→ **Dataset section**
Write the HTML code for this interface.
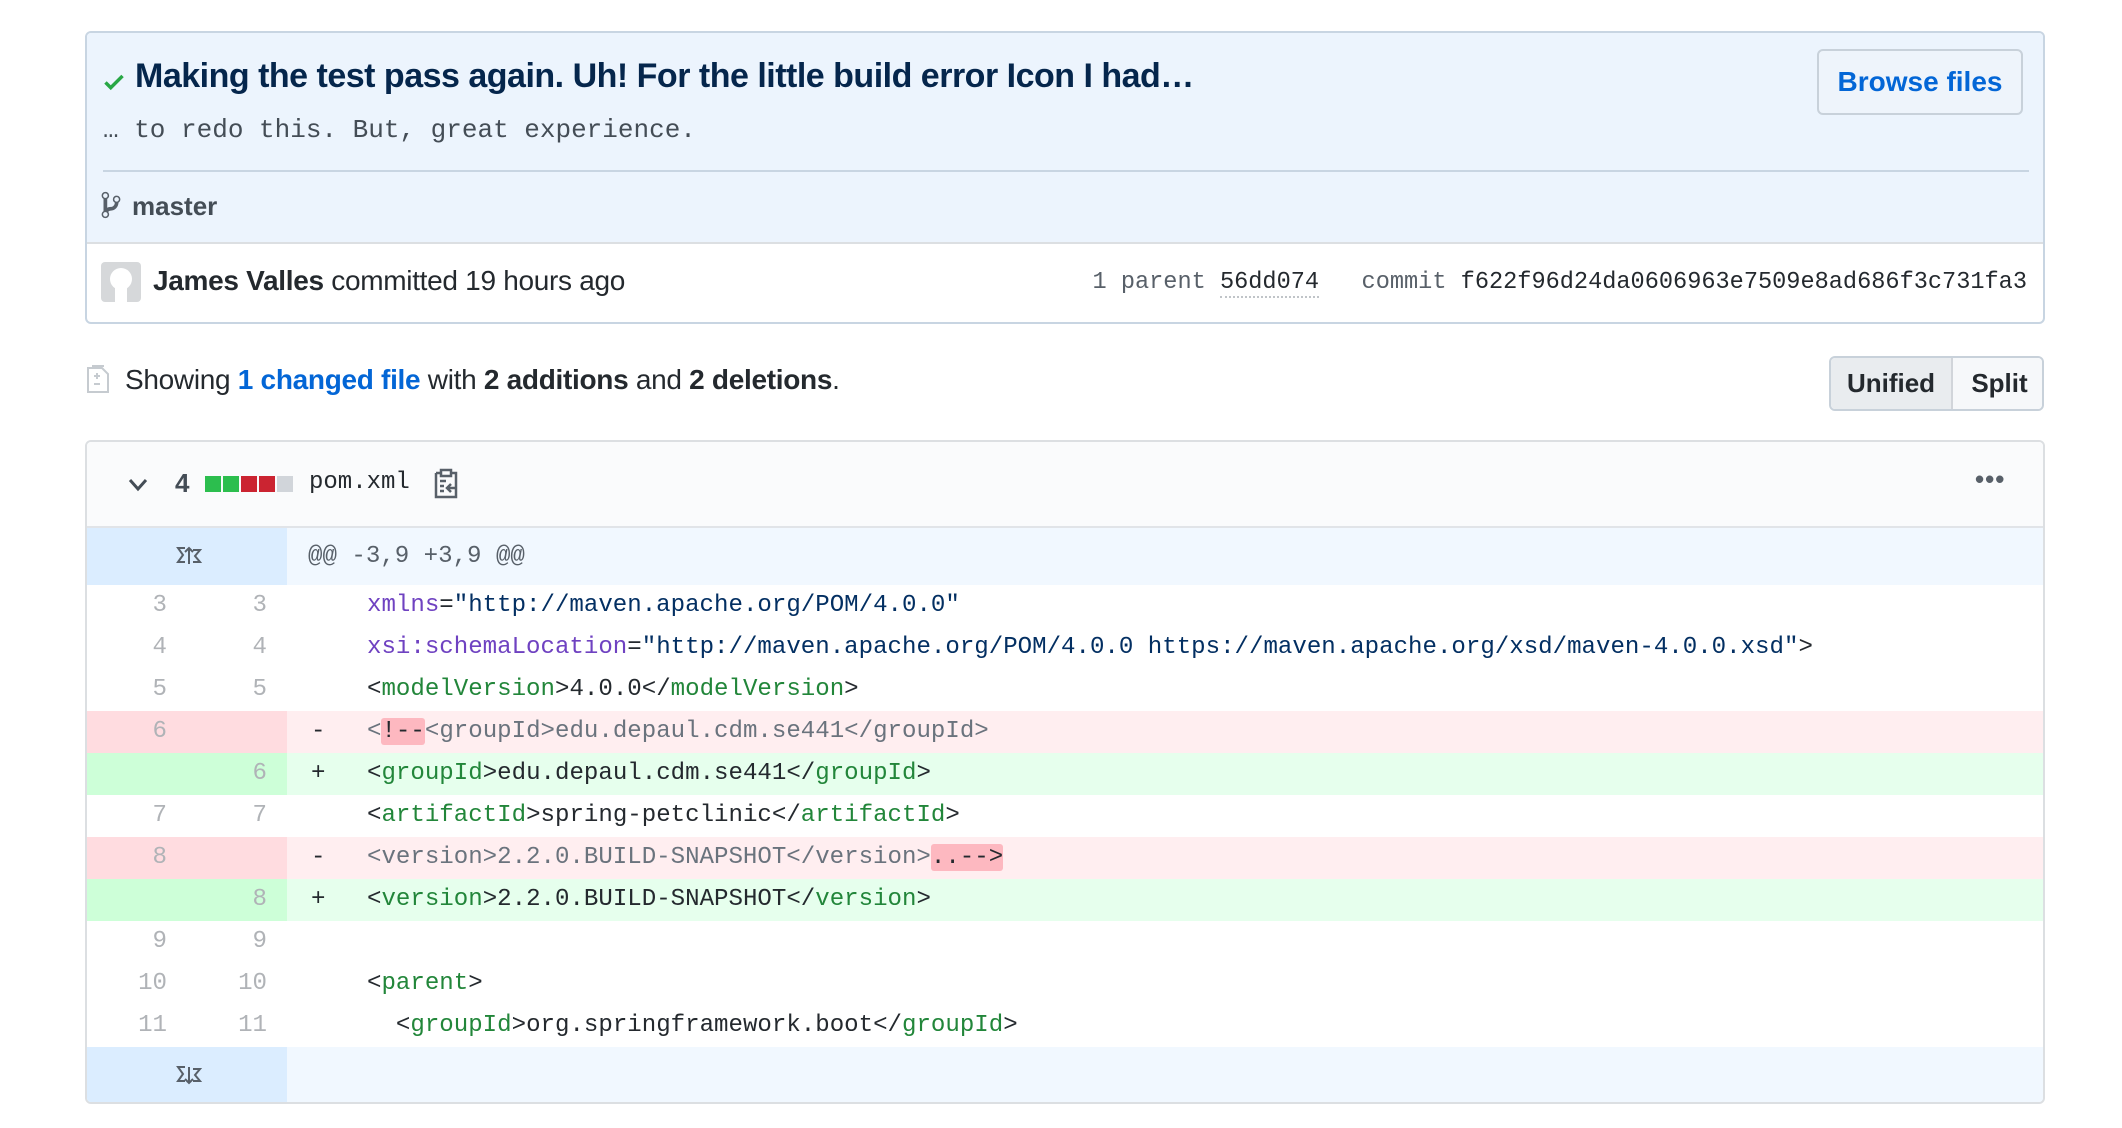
<!DOCTYPE html>
<html><head><meta charset="utf-8">
<style>
*{box-sizing:border-box;margin:0;padding:0}
body{width:2122px;height:1128px;background:#fff;font-family:"Liberation Sans",sans-serif;color:#24292e;position:relative;overflow:hidden}
.abs{position:absolute}
.mono{font-family:"Liberation Mono",monospace}
.box{left:85px;top:31px;width:1960px;height:293px;border:2px solid #c8d5e2;border-radius:6px;overflow:hidden;background:#fff}
.top{left:0;top:0;width:100%;height:211px;background:#ecf4fd;border-bottom:2px solid #dcdfe2}
.title{left:48px;top:24px;font-size:34px;font-weight:bold;color:#05264c;letter-spacing:-0.5px;white-space:nowrap}
.desc{left:16px;top:82px;font-size:26px;color:#444d56;white-space:pre}
.sep{left:16px;top:137px;width:1926px;height:2px;background:#c8d5e2}
.btn{left:1730px;top:16px;width:206px;height:66px;border:2px solid #c8d1da;border-radius:6px;background:#eef4fb;color:#0366d6;font-weight:bold;font-size:28px;text-align:center;line-height:62px}
.code{font-family:"Liberation Mono",monospace;font-size:24.1px;white-space:pre}
.row{position:absolute;left:0;width:1958px;height:42px;line-height:42px}
.ln{position:absolute;width:100px;height:100%;text-align:right;padding-right:20px;color:#b0b3b7}
.ln1{left:0}.ln2{left:100px}
.mk{position:absolute;left:224px}
.tx{position:absolute;left:280px}
.t{color:#22863a}.a{color:#6f42c1}.s{color:#032f62}.c{color:#6a737d}
.del{background:#ffeef0}.del .ln{background:#ffdce0}
.add{background:#e6ffed}.add .ln{background:#cdffd8}
.hl{background:#fdb8c0;border-radius:3px}
</style></head><body>

<div class="abs box">
  <div class="abs top">
    <svg class="abs" style="left:14px;top:36px" width="26" height="26" viewBox="0 0 12 16"><path d="M12 5l-8 8-4-4 1.5-1.5L4 10l6.5-6.5z" fill="#28a745"/></svg>
    <div class="abs title">Making the test pass again. Uh! For the little build error Icon I had…</div>
    <div class="abs desc mono">… to redo this. But, great experience.</div>
    <div class="abs sep"></div>
    <svg class="abs" style="left:14px;top:157px" width="20" height="30" viewBox="0 0 10 16"><path fill="#586069" d="M10 5c0-1.11-.89-2-2-2a1.993 1.993 0 0 0-1 3.720v.3c-.02.52-.23.98-.63 1.38-.4.4-.86.61-1.38.63-.83.02-1.480.16-2 .45V4.72a1.993 1.993 0 0 0-1-3.72C.88 1 0 1.89 0 3a2 2 0 0 0 1 1.72v6.56c-.59.35-1 .99-1 1.72 0 1.11.89 2 2 2 1.11 0 2-.89 2-2 0-.53-.2-1-.53-1.36.09-.06.48-.41.59-.47.25-.11.56-.17.94-.17 1.05-.05 1.95-.45 2.75-1.25S8.95 7.77 9 6.73h-.02C9.59 6.37 10 5.73 10 5zM2 1.8c.66 0 1.2.55 1.2 1.2 0 .65-.55 1.2-1.2 1.2C1.35 4.2.8 3.65.8 3c0-.65.55-1.2 1.2-1.2zm0 12.41c-.66 0-1.2-.55-1.2-1.2 0-.65.55-1.2 1.2-1.2.65 0 1.2.55 1.2 1.2 0 .65-.55 1.2-1.2 1.2zm6-8c-.66 0-1.2-.55-1.2-1.2 0-.65.55-1.2 1.2-1.2.65 0 1.2.55 1.2 1.2 0 .65-.55 1.2-1.2 1.2z"/></svg>
    <div class="abs" style="left:45px;top:158px;font-size:26px;font-weight:bold;color:#444d56">master</div>
    <div class="abs btn">Browse files</div>
  </div>
  <div class="abs" style="left:14px;top:229px;width:40px;height:40px;border-radius:4px;background:#d6d8da;overflow:hidden">
    <svg width="40" height="40" viewBox="0 0 40 40"><circle cx="20" cy="17" r="11" fill="#fff"/><rect x="14" y="24" width="12" height="16" fill="#fff"/></svg>
  </div>
  <div class="abs" style="left:66px;top:232px;font-size:28px;white-space:nowrap;letter-spacing:-0.3px"><b>James Valles</b> committed 19 hours ago</div>
  <div class="abs mono" style="right:16px;top:236px;font-size:23.6px;color:#586069;white-space:pre">1 parent <span style="color:#24292e;border-bottom:2px dotted #c0c4c8">56dd074</span>   commit <span style="color:#24292e">f622f96d24da0606963e7509e8ad686f3c731fa3</span></div>
</div>

<svg class="abs" style="left:86px;top:364px" width="24" height="30" viewBox="0 0 24 30"><path d="M2 4h14l6 6v18H2z" fill="none" stroke="#c6cbd0" stroke-width="2"/><path d="M6 2h12" stroke="#c6cbd0" stroke-width="2"/><path d="M8 12h6M11 9v6M8 20h6" stroke="#c6cbd0" stroke-width="2"/></svg>
<div class="abs" style="left:125px;top:364px;font-size:28px;white-space:nowrap;letter-spacing:-0.3px">Showing <span style="color:#0366d6;font-weight:bold">1 changed file</span> with <b>2 additions</b> and <b>2 deletions</b>.</div>

<div class="abs" style="left:1829px;top:356px;width:215px;height:55px;border:2px solid #c8d1da;border-radius:6px;overflow:hidden;font-size:26px;font-weight:bold">
  <div class="abs" style="left:0;top:0;width:122px;height:100%;background:#e9ecef;border-right:2px solid #d1d5da;text-align:center;line-height:51px">Unified</div>
  <div class="abs" style="left:122px;top:0;width:93px;height:100%;background:#f6f8fa;text-align:center;line-height:51px">Split</div>
</div>

<div class="abs" style="left:85px;top:440px;width:1960px;height:664px;border:2px solid #dcdfe2;border-radius:6px;overflow:hidden;background:#fff">
  <div class="abs" style="left:0;top:0;width:100%;height:86px;background:#fafbfc;border-bottom:2px solid #e1e4e8">
    <svg class="abs" style="left:40px;top:33px" width="22" height="20" viewBox="0 0 22 20"><path d="M3 5l8 9 8-9" fill="none" stroke="#444d56" stroke-width="3"/></svg>
    <div class="abs" style="left:88px;top:26px;font-size:26px;font-weight:bold;color:#444d56">4</div>
    <div class="abs" style="left:118px;top:34px;width:16px;height:16px;background:#2cbe4e"></div>
    <div class="abs" style="left:136px;top:34px;width:16px;height:16px;background:#2cbe4e"></div>
    <div class="abs" style="left:154px;top:34px;width:16px;height:16px;background:#cb2431"></div>
    <div class="abs" style="left:172px;top:34px;width:16px;height:16px;background:#cb2431"></div>
    <div class="abs" style="left:190px;top:34px;width:16px;height:16px;background:#d1d5da"></div>
    <div class="abs mono" style="left:222px;top:27px;font-size:24px">pom.xml</div>
    <svg class="abs" style="left:346px;top:26px" width="26" height="32" viewBox="0 0 26 32"><path d="M3 5h5M18 5h5v24H3V5" fill="none" stroke="#586069" stroke-width="2.5"/><rect x="8" y="2" width="10" height="6" fill="none" stroke="#586069" stroke-width="2.5"/><path d="M7 13h6M7 18h4M7 23h4M24 20h-10M18 16l-4 4 4 4" fill="none" stroke="#586069" stroke-width="2.5"/></svg>
    <div class="abs" style="left:1888px;top:22px;font-size:26px;font-weight:bold;color:#586069;letter-spacing:1px">•••</div>
  </div>
  <div class="abs" style="left:0;top:86px;width:100%;height:57px;background:#f1f8ff">
    <div class="abs" style="left:0;top:0;width:200px;height:57px;background:#dbedff"></div>
    <svg class="abs" style="left:88px;top:16px" width="28" height="24" viewBox="0 0 28 24" fill="none" stroke="#586069" stroke-width="2"><path d="M10 4H3l5 7-5 7h7M14 20V4M10 8l4-4 4 4M18 6h7l-5 6 5 6h-7"/></svg>
    <div class="abs code" style="left:221px;top:15px;color:#586069">@@ -3,9 +3,9 @@</div>
  </div>
  <div class="abs code" style="left:0;top:143px;width:100%">
    <div class="row" style="top:0"><span class="ln ln1">3</span><span class="ln ln2">3</span><span class="tx"><span class="a">xmlns</span>=<span class="s">"http://maven.apache.org/POM/4.0.0"</span></span></div>
    <div class="row" style="top:42px"><span class="ln ln1">4</span><span class="ln ln2">4</span><span class="tx"><span class="a">xsi:schemaLocation</span>=<span class="s">"http://maven.apache.org/POM/4.0.0 https://maven.apache.org/xsd/maven-4.0.0.xsd"</span>&gt;</span></div>
    <div class="row" style="top:84px"><span class="ln ln1">5</span><span class="ln ln2">5</span><span class="tx">&lt;<span class="t">modelVersion</span>&gt;4.0.0&lt;/<span class="t">modelVersion</span>&gt;</span></div>
    <div class="row del" style="top:126px"><span class="ln ln1">6</span><span class="ln ln2"></span><span class="mk">-</span><span class="tx c">&lt;<span class="hl" style="color:#24292e">!--</span>&lt;groupId&gt;edu.depaul.cdm.se441&lt;/groupId&gt;</span></div>
    <div class="row add" style="top:168px"><span class="ln ln1"></span><span class="ln ln2">6</span><span class="mk">+</span><span class="tx">&lt;<span class="t">groupId</span>&gt;edu.depaul.cdm.se441&lt;/<span class="t">groupId</span>&gt;</span></div>
    <div class="row" style="top:210px"><span class="ln ln1">7</span><span class="ln ln2">7</span><span class="tx">&lt;<span class="t">artifactId</span>&gt;spring-petclinic&lt;/<span class="t">artifactId</span>&gt;</span></div>
    <div class="row del" style="top:252px"><span class="ln ln1">8</span><span class="ln ln2"></span><span class="mk">-</span><span class="tx c">&lt;version&gt;2.2.0.BUILD-SNAPSHOT&lt;/version&gt;<span class="hl" style="color:#24292e">..--&gt;</span></span></div>
    <div class="row add" style="top:294px"><span class="ln ln1"></span><span class="ln ln2">8</span><span class="mk">+</span><span class="tx">&lt;<span class="t">version</span>&gt;2.2.0.BUILD-SNAPSHOT&lt;/<span class="t">version</span>&gt;</span></div>
    <div class="row" style="top:336px"><span class="ln ln1">9</span><span class="ln ln2">9</span></div>
    <div class="row" style="top:378px"><span class="ln ln1">10</span><span class="ln ln2">10</span><span class="tx">&lt;<span class="t">parent</span>&gt;</span></div>
    <div class="row" style="top:420px"><span class="ln ln1">11</span><span class="ln ln2">11</span><span class="tx">  &lt;<span class="t">groupId</span>&gt;org.springframework.boot&lt;/<span class="t">groupId</span>&gt;</span></div>
  </div>
  <div class="abs" style="left:0;top:605px;width:100%;height:57px;background:#f1f8ff">
    <div class="abs" style="left:0;top:0;width:200px;height:57px;background:#dbedff"></div>
    <svg class="abs" style="left:88px;top:16px" width="28" height="24" viewBox="0 0 28 24" fill="none" stroke="#586069" stroke-width="2"><path d="M10 4H3l5 7-5 7h7M14 4v16M10 16l4 4 4-4M18 6h7l-5 6 5 6h-7"/></svg>
  </div>
</div>
</body></html>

→ **Stated exercise**
Starting with the first line of the data above and ending with the line containing "</style></head><body>", please restate every line exactly, leaving images out.

→ **Result of this task**
Write the HTML code for this interface.
<!DOCTYPE html>
<html><head><meta charset="utf-8">
<style>
*{box-sizing:border-box;margin:0;padding:0}
body{width:2122px;height:1128px;background:#fff;font-family:"Liberation Sans",sans-serif;color:#24292e;position:relative;overflow:hidden}
.abs{position:absolute}
.mono{font-family:"Liberation Mono",monospace}
.box{left:85px;top:31px;width:1960px;height:293px;border:2px solid #c8d5e2;border-radius:6px;overflow:hidden;background:#fff}
.top{left:0;top:0;width:100%;height:211px;background:#ecf4fd;border-bottom:2px solid #dcdfe2}
.title{left:48px;top:24px;font-size:34px;font-weight:bold;color:#05264c;letter-spacing:-0.5px;white-space:nowrap}
.desc{left:16px;top:82px;font-size:26px;color:#444d56;white-space:pre}
.sep{left:16px;top:137px;width:1926px;height:2px;background:#c8d5e2}
.btn{left:1730px;top:16px;width:206px;height:66px;border:2px solid #c8d1da;border-radius:6px;background:#eef4fb;color:#0366d6;font-weight:bold;font-size:28px;text-align:center;line-height:62px}
.code{font-family:"Liberation Mono",monospace;font-size:24.1px;white-space:pre}
.row{position:absolute;left:0;width:1958px;height:42px;line-height:42px}
.ln{position:absolute;width:100px;height:100%;text-align:right;padding-right:20px;color:#b0b3b7}
.ln1{left:0}.ln2{left:100px}
.mk{position:absolute;left:224px}
.tx{position:absolute;left:280px}
.t{color:#22863a}.a{color:#6f42c1}.s{color:#032f62}.c{color:#6a737d}
.del{background:#ffeef0}.del .ln{background:#ffdce0}
.add{background:#e6ffed}.add .ln{background:#cdffd8}
.hl{background:#fdb8c0;border-radius:3px}
</style></head><body>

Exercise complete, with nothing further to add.